O importante e crucial é que Rawls apresenta quatro possibilidades de se entender o Princípio da Diferença e, após discorrer sobre as diferenças entre a “eficiência” e a “equidade”, ele argumenta que cada indivíduo, preferindo ter mais bens do que menos, acharia sensato iniciar a distribuição dos bens de forma igual para todos, evitando, assim, ficar com menos;

mas, em seguida, como as desigualdades são inerentes às comunidades (seja em função das diferenças de capacidades, seja diante da necessidade de maximizar a eficiência das estruturas econômicas e sociais), prevendo que elas ocorrerão, as pessoas exerceriam uma espécie de antecipação do direito de veto às situações que implicariam seus prejuízos.

Primeira Regra de Prioridade (A Prioridade da Liberdade)

Os princípios de justiça devem ser classificados em ordem lexical e, portanto, as liberdades básicas só podem ser restringidas em nome da liberdade. Existem dois casos: (a) uma redução da liberdade deve fortalecer o sistema total das liberdades partilhadas por todos; (b) uma liberdade desigual deve ser aceitável para aqueles que têm liberdade menor.

Segunda Regra de Prioridade (A Prioridade da Justiça sobre a Eficiência e sobre o Bem-Estar)

O segundo princípio de justiça é lexicamente anterior ao princípio da eficiência e ao princípio da maximização da soma de vantagens; e a igualdade eqüitativa de oportunidades é anterior ao princípio da diferença.

Existem dois casos: (a) uma desigualdade de oportunidades deve aumentar as oportunidades daqueles que têm uma oportunidade menor; (b) uma taxa excessiva de poupança deve, avaliados todos os fatores, tudo é somado, mitigar as dificuldades dos que carregam esse fardo”.

Quais seriam as críticas possíveis para estes princípios ?


A primeira é que eles partem de pressupostos que não necessariamente são universais (igualdade e liberdade), pois há sociedades contemporâneas que talvez privilegiem outros valores sobre estes (o coletivo ? a religião ?).

Vencida esta crítica, a segunda é que a sua teoria não é para ação das pessoas no seu dia a dia, mas sim para que sejam criadas e avaliadas as instituições políticas e sociais.

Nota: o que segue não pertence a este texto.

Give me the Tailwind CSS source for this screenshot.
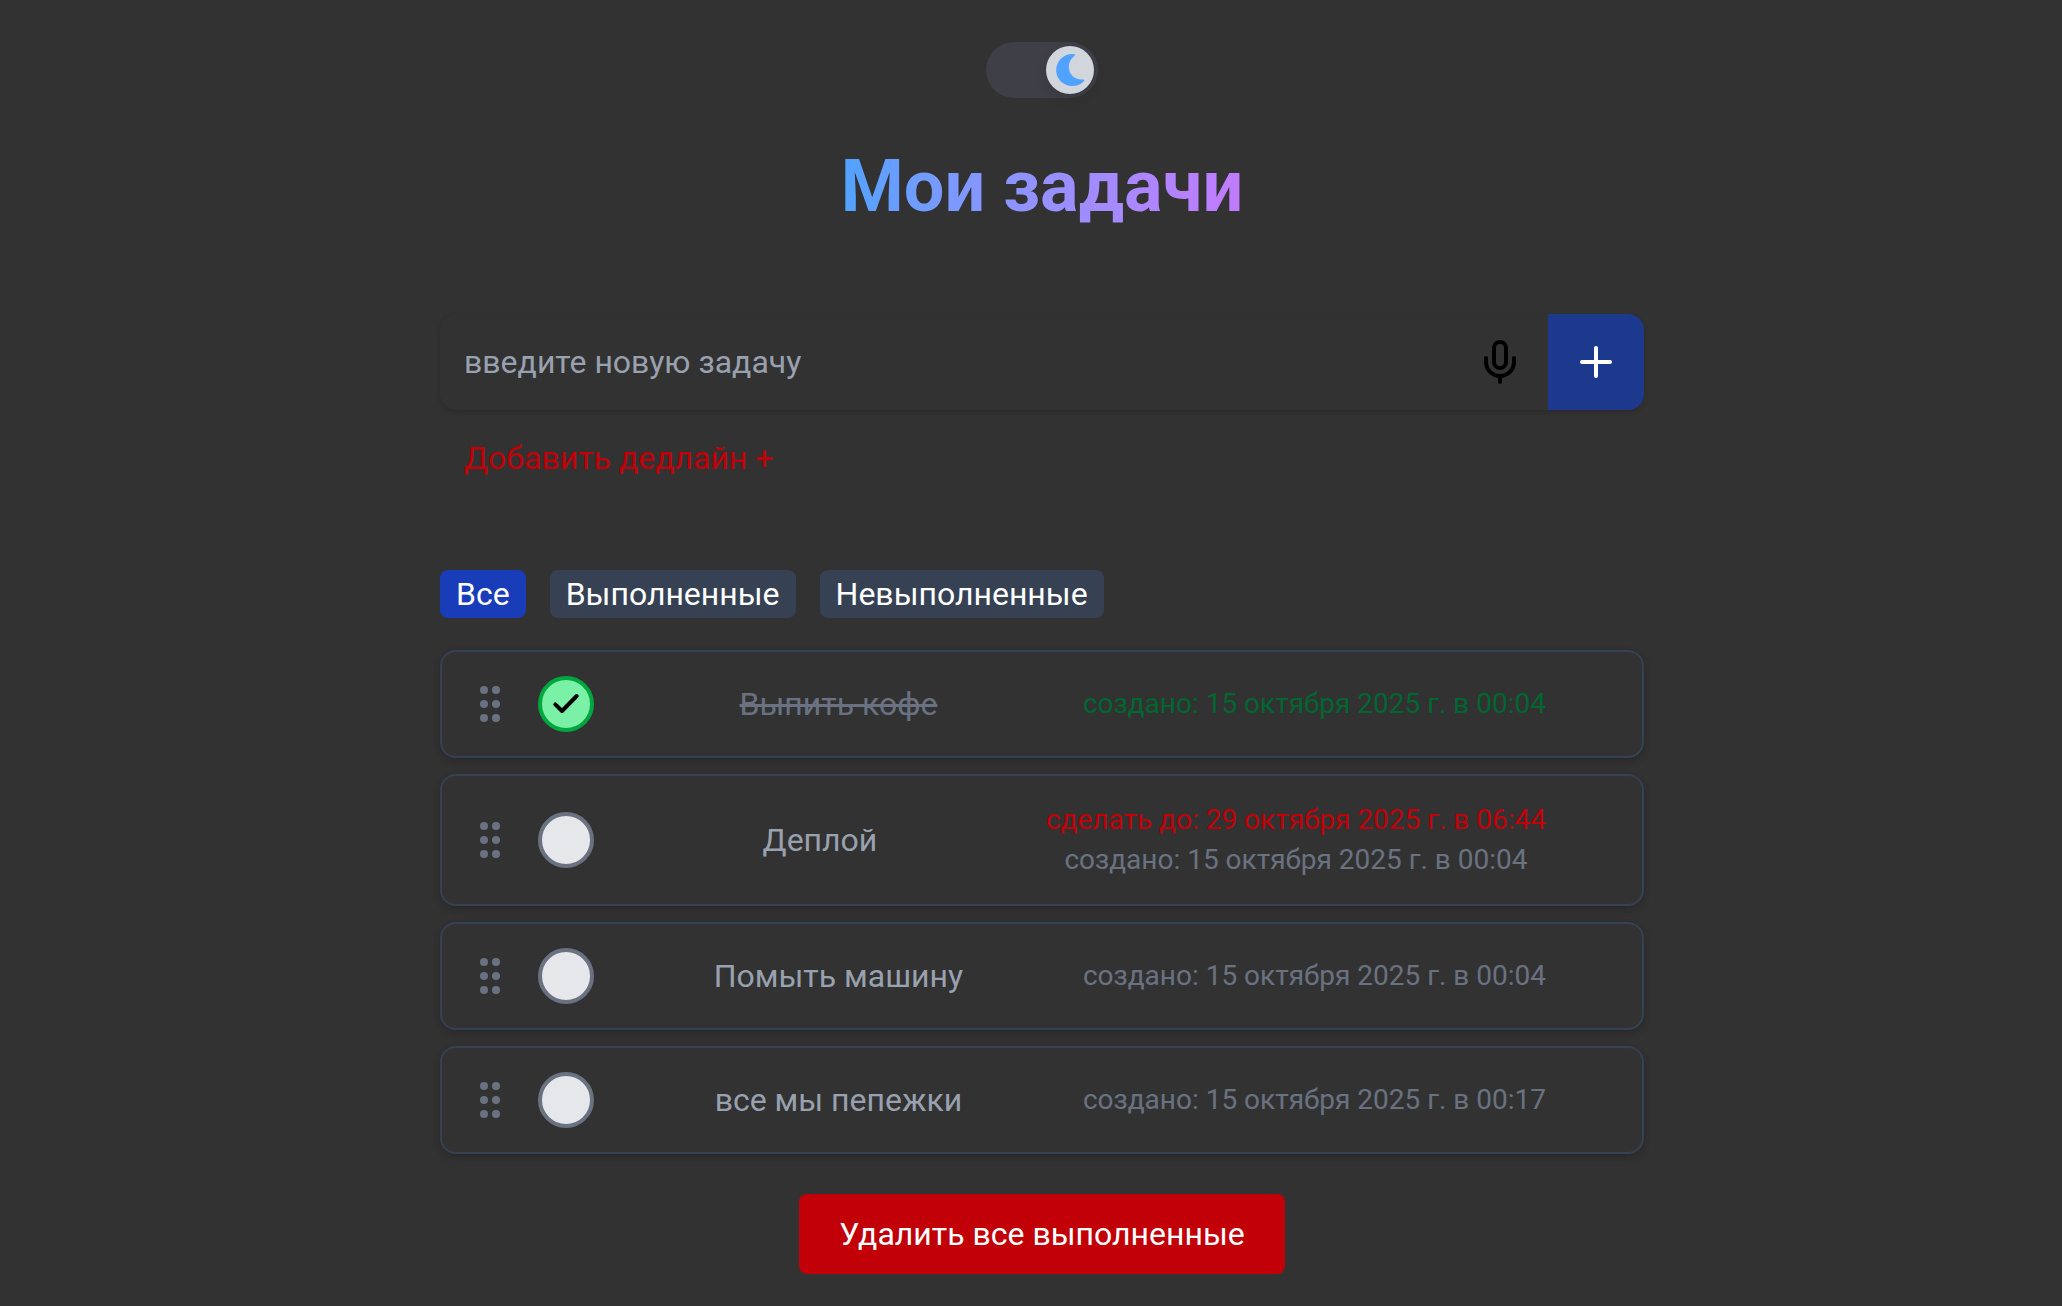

Há um terceiro tipo de crítica que o próprio Rawls responde: são aqueles que opõem valores éticos mínimos como a dignidade da pessoa humana, que, segundo os críticos, deveriam ser observados. Porém, Rawls sustenta que, na posição original, as pessoas não teriam ainda senso moral quanto a qual seriam os seus objetivos. Além disso, ele evitou utilizar princípios que poderiam ser contestados, recusando outros valores. Porém, ele aponta que, embora os princípios de justiça não sejam fundamentados na dignidade da pessoa, eles servem para interpretá-la, já que estaria implícita na ordenação lexical daqueles.



Um quarto tipo de crítica tem como objeto a situação da posição original, seja porque é uma uma situação puramente hipotética utilizada por Rawls como equivalente ao Estado de Natureza, seja porque ela parte de alguns pressupostos de igualdade entre as pessoas e de um processo de escolha democrático e com chances iguais para todos.

Esta crítica é parcial, pois a posição original é um argumento instrumental desnecessário, já que a estrutura dos princípios de justiça elaborados por Rawls seriam uma decorrência necessária da racionalidade. Apesar disso, outras circunstâncias, situações e problemas específicos podem levar a outras teorias da justiça decorrentes da racionalidade; ou seja, não é evidente que dessa posição original de Rawls surgiriam os princípios por ele deduzidos.

A escolha dos princípios decorrentes da Posição original dependem de fatores políticos (como a sociedade funcionaria) e da ideologia do teórico (especialmente sobre a sua concepção acerca da psicologia humana). Assim, conforme os valores do autor, a posição original poderia gerar resultados diferentes, surgindo, por exemplo, o Estado Mínimo (Nozick), o Utilitarismo, o Seguro de saúde e social (Dworkin) ou a anarquia (Robert Paul Wolff).

Um quinto tipo de crítica é o fato de que uma teoria “ex ante” aplicável a sujeitos abstratos não representa uma teoria da justiça “ex post” que seria tomada por sujeitos concretos e reais, até porque as escolhas e julgamentos racionais não podem ser feitos por quem ignora a existência dos demais, como se fossem “zumbis egoístas”.

De qualquer sorte, historicamente falando, a obra de Rawls fez renascer o interesse da Filosofia Política sobre a questão da Justiça e suscitou diversos debates, tornando mais claros os argumentos em prol ou contra certas visões de sociedade.